A Carmel man accused of killing two German Shepherds belonging to a family in Ridgefield, Conn., has been charged with violating archery hunting regulations and wild game hunting regulations, tampering with evidence, forgery and interfering with an officer, and has been denied an application for accelerated rehabilitation, a diversion program for first-time offenders.
According to the arrest warrant application obtained by NBC Connecticut, Michael Konschak, 61, was allegedly hunting with a crossbow in November when he mistook the dogs for cayotes and killed them, then beheaded them skinned the animals for their pelts.
The Ridgefield animal control officer received reports of the two missing dogs – a 9-year-old female named Lieben and a 9-year-old male named Cimo – when they escaped Nov. 18 from the yard after a bear damaged the chain link fence.

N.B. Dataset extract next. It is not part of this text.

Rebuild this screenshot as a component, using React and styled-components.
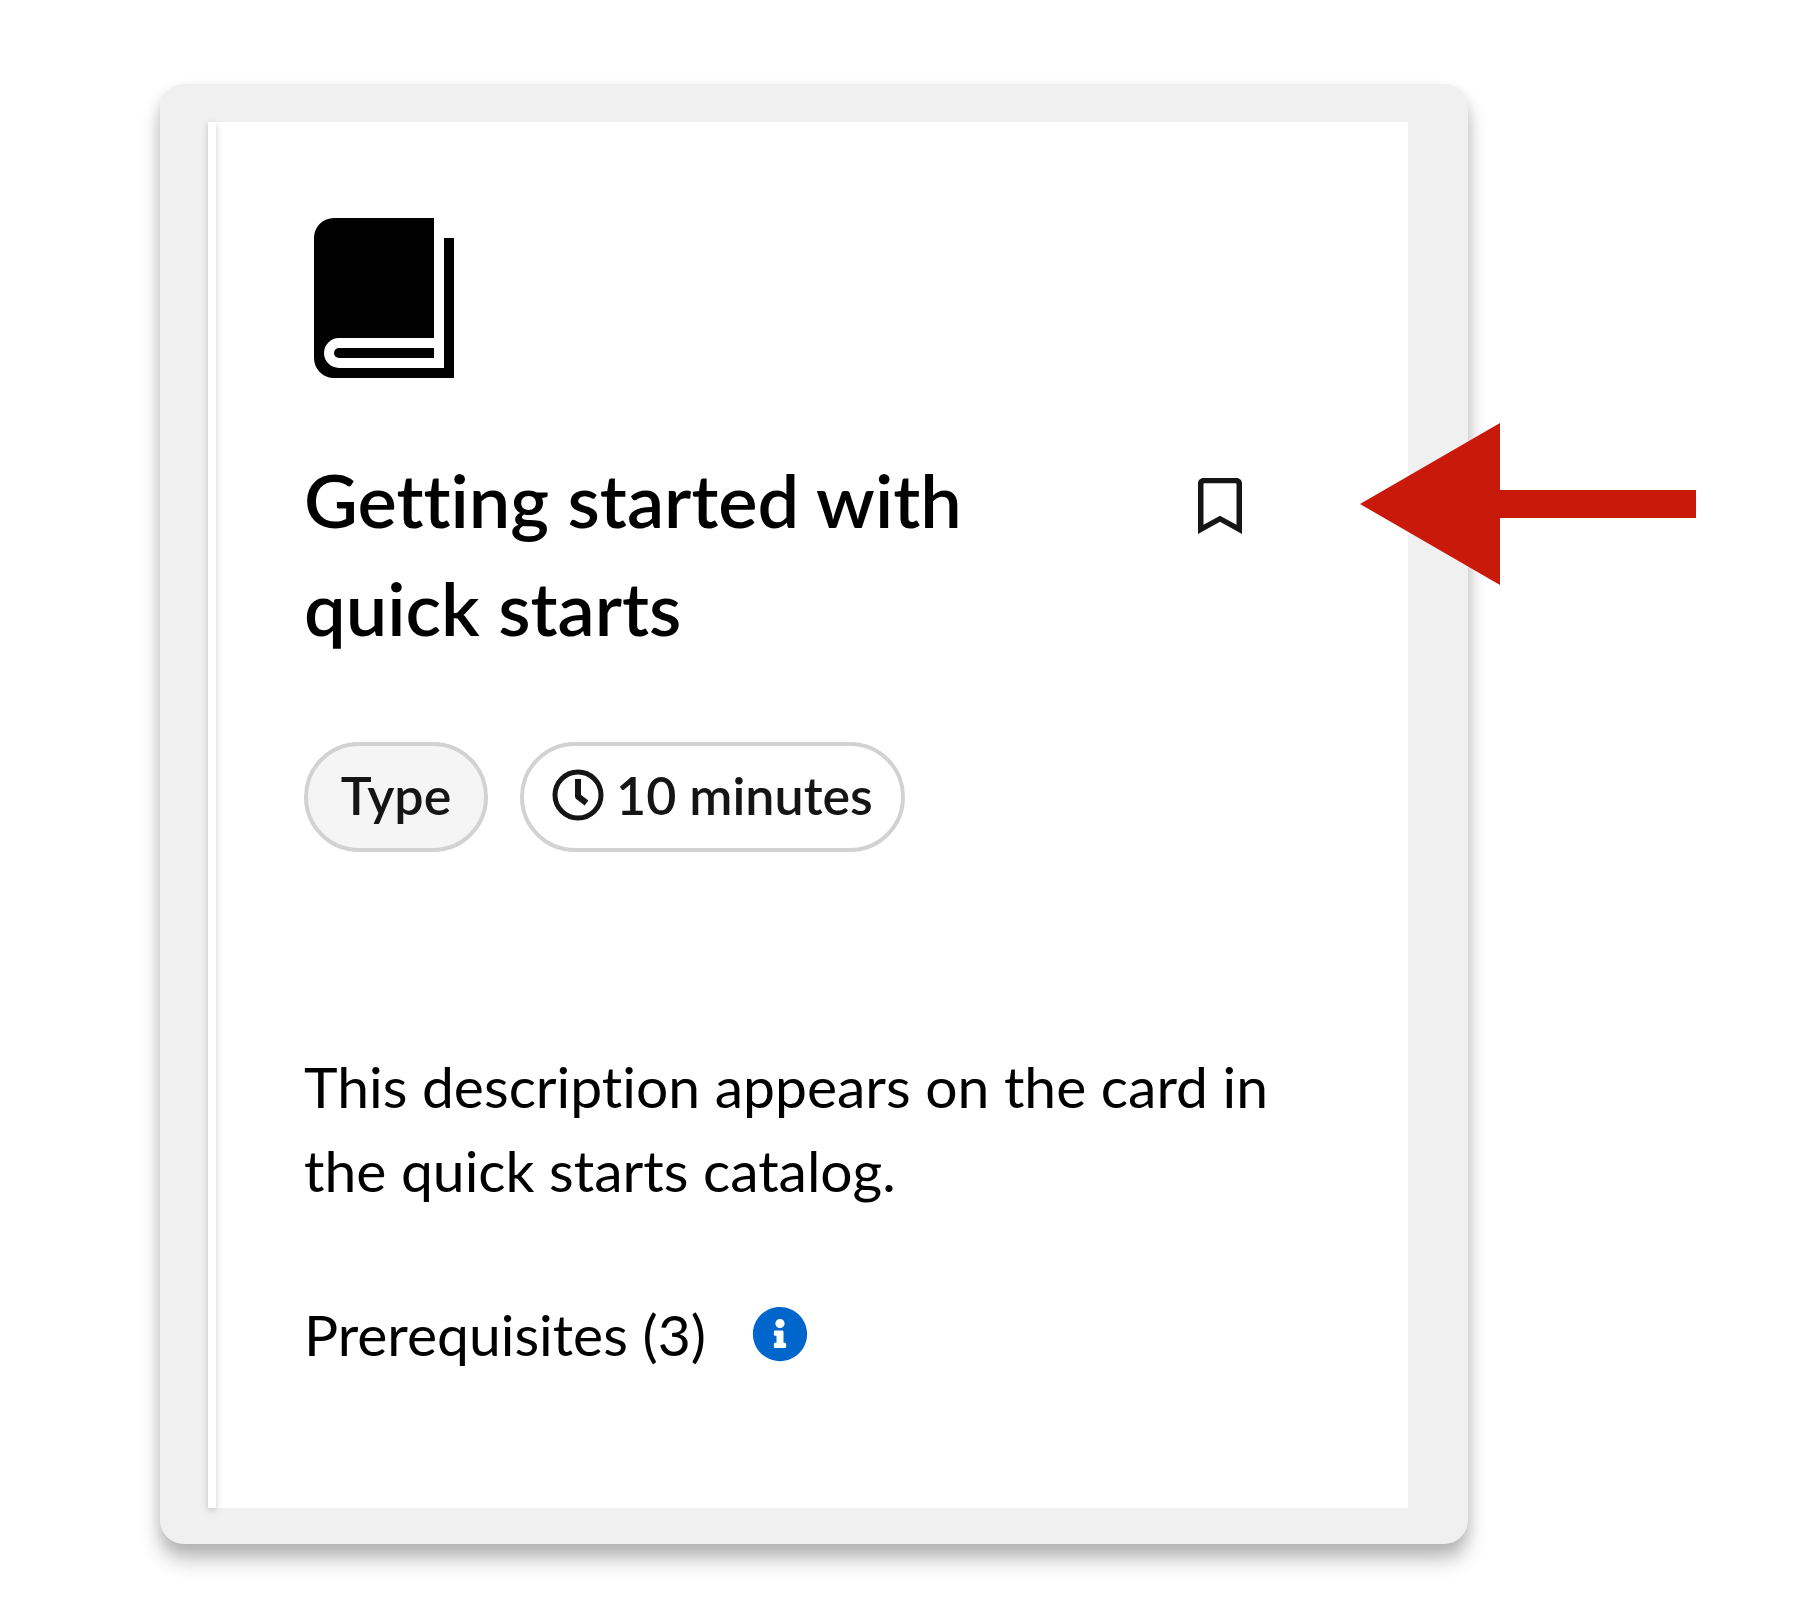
import React from "react";
import styled, { createGlobalStyle } from "styled-components";
import { FaInfoCircle, FaRegBookmark } from "react-icons/fa";

const GlobalStyle = createGlobalStyle`
  * {
    box-sizing: border-box;
  }
  body {
    margin: 0;
    background: #fff;
    color: #000;
    font-family: Lato, "Liberation Sans", sans-serif;
    font-variant-ligatures: none;
  }
`;

const Page = styled.main`
  padding: 84px 340px 80px 160px;
`;

const Frame = styled.div`
  padding: 38px 60px 36px 48px;
  border-radius: 24px;
  background: #f0f0f0;
  box-shadow: 0 16px 20px rgba(0, 0, 0, 0.24), 0 6px 14px rgba(0, 0, 0, 0.1);
`;

const Card = styled.article`
  display: flex;
  background: #fff;
`;

const Edge = styled.div`
  position: relative;
  flex: none;
  width: 8px;
  background: #fff;
  box-shadow: 0 2px 6px rgba(0, 0, 0, 0.2);
`;

const Content = styled.div`
  flex: 1;
  min-width: 0;
  padding: 96px 140px 132px 88px;
`;

const BookIcon = styled.svg`
  display: block;
  width: 160px;
  height: 160px;
`;

const TitleRow = styled.header`
  position: relative;
  display: flex;
  align-items: flex-start;
  justify-content: space-between;
  margin-top: 68px;
`;

const Title = styled.h1`
  margin: 0;
  max-width: 720px;
  font-size: 74px;
  line-height: 108px;
  font-weight: 600;
`;

const BookmarkButton = styled.button`
  display: flex;
  margin: 24px 0 0;
  padding: 8px 26px;
  border: 0;
  background: none;
  color: #151515;
  cursor: pointer;
  font-size: 56px;

  svg {
    width: 44px;
  }
`;

const Arrow = styled.svg`
  position: absolute;
  top: -24px;
  right: -428px;
  width: 336px;
  height: 164px;
  fill: #c9190b;
`;

const Tags = styled.div`
  display: flex;
  gap: 32px;
  margin-top: 80px;
`;

const Tag = styled.span`
  display: flex;
  align-items: center;
  justify-content: center;
  gap: 12px;
  min-width: 184px;
  height: 110px;
  padding: 0 28px 4px;
  border: 4px solid #d2d2d2;
  border-radius: 55px;
  background: ${({ $filled }) => ($filled ? "#f5f5f5" : "#fff")};
  color: #151515;
  font-size: 52px;
  line-height: 80px;
  font-weight: 600;
`;

const ClockIcon = styled.svg`
  flex: none;
  width: 52px;
  height: 52px;
  fill: none;
  stroke: currentColor;
  stroke-width: 5;
`;

const Description = styled.p`
  margin: 192px 0 0;
  font-size: 57px;
  line-height: 84px;
`;

const Prerequisites = styled.div`
  display: flex;
  align-items: center;
  gap: 46px;
  margin-top: 80px;
  font-size: 57px;
  line-height: 84px;
`;

const InfoButton = styled.button`
  display: flex;
  padding: 0;
  border: 0;
  background: none;
  color: #06c;
  cursor: pointer;
  font-size: 56px;
`;

export default function App() {
  return (
    <>
      <GlobalStyle />
      <Page>
        <Frame>
          <Card>
            <Edge />
            <Content>
              <BookIcon viewBox="0 0 16 16" aria-hidden="true">
                <path d="M13 0v12H3.500a1.500 1.500 0 0 0 0 3H14V2h1v14H3a2 2 0 0 1-2-2V2a2 2 0 0 1 2-2z" />
                <path d="M13 13v1H3.500a.5.5 0 0 1 0-1z" />
              </BookIcon>
              <TitleRow>
                <Title>Getting started with quick starts</Title>
                <BookmarkButton type="button" aria-label="Bookmark">
                  <FaRegBookmark preserveAspectRatio="none" />
                </BookmarkButton>
                <Arrow viewBox="0 0 336 164" aria-hidden="true">
                  <path d="M0 82 140 1v67h196v28H140v67z" />
                </Arrow>
              </TitleRow>
              <Tags>
                <Tag $filled>Type</Tag>
                <Tag>
                  <ClockIcon viewBox="0 0 52 52" aria-hidden="true">
                    <circle cx="26" cy="26" r="23" />
                    <path d="M26 10v17.500l8.500 6.500" strokeWidth="6" strokeLinejoin="round" />
                  </ClockIcon>
                  10 minutes
                </Tag>
              </Tags>
              <Description>
                This description appears on the card in the quick starts catalog.
              </Description>
              <Prerequisites>
                Prerequisites (3)
                <InfoButton type="button" aria-label="Show prerequisites">
                  <FaInfoCircle />
                </InfoButton>
              </Prerequisites>
            </Content>
          </Card>
        </Frame>
      </Page>
    </>
  );
}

The family searched for two weeks for their dogs, when someone responded to the family’s call for help on social media. However, the news was bad, with the person sending a photo of the dead animals.
Investigation lead to an interview with Konschak, who told investigators that he had been deer hunting on Topcrest Lane, where he had permission to hunt and where he had been hunting for about 30 years, and saw what he thought were cayotes chasing deer, and killed them, reported NBC Connecticut.
Konschak reportedly contacted a professional taxidermist Nov. 18 and said he had two coyotes he wanted to have tanned, and showed up at the studio. Upon seeing the animals, the taxidermist refused to store them. Konschak then beheaded and skinned them himself.
Also during the investigation, a member of the town’s deer management implementation committee said hunting is never allowed in the area of Topcrest Lane because it is close to a school.
According to the arrest warrant application, the owner of the property where Konschak was hunting told police the signature on the private land consent form was not hers, said NBC Connecticut.
The case was turned over to the Connecticut Department of Energy & Environmental Protection, and the state’s attorney’s office is prosecuting it.
Konschak was released on $15,000 bond and appeared in court March 1, when his application for accelerated rehabilitation was denied. He is due to return to court next month.
Erin Caviola, one of the owners of the dogs, said the whole experience has been horrific. “It’s not a normal way for dogs to end their lives and certainty this duo that we had that are the most loving animals,” she said, reported NBC Connecticut.
Regarding Konschak’s arrest, she said: “It gave us hope that this man will never hunt again. It gave us hope that his charges would remain public.”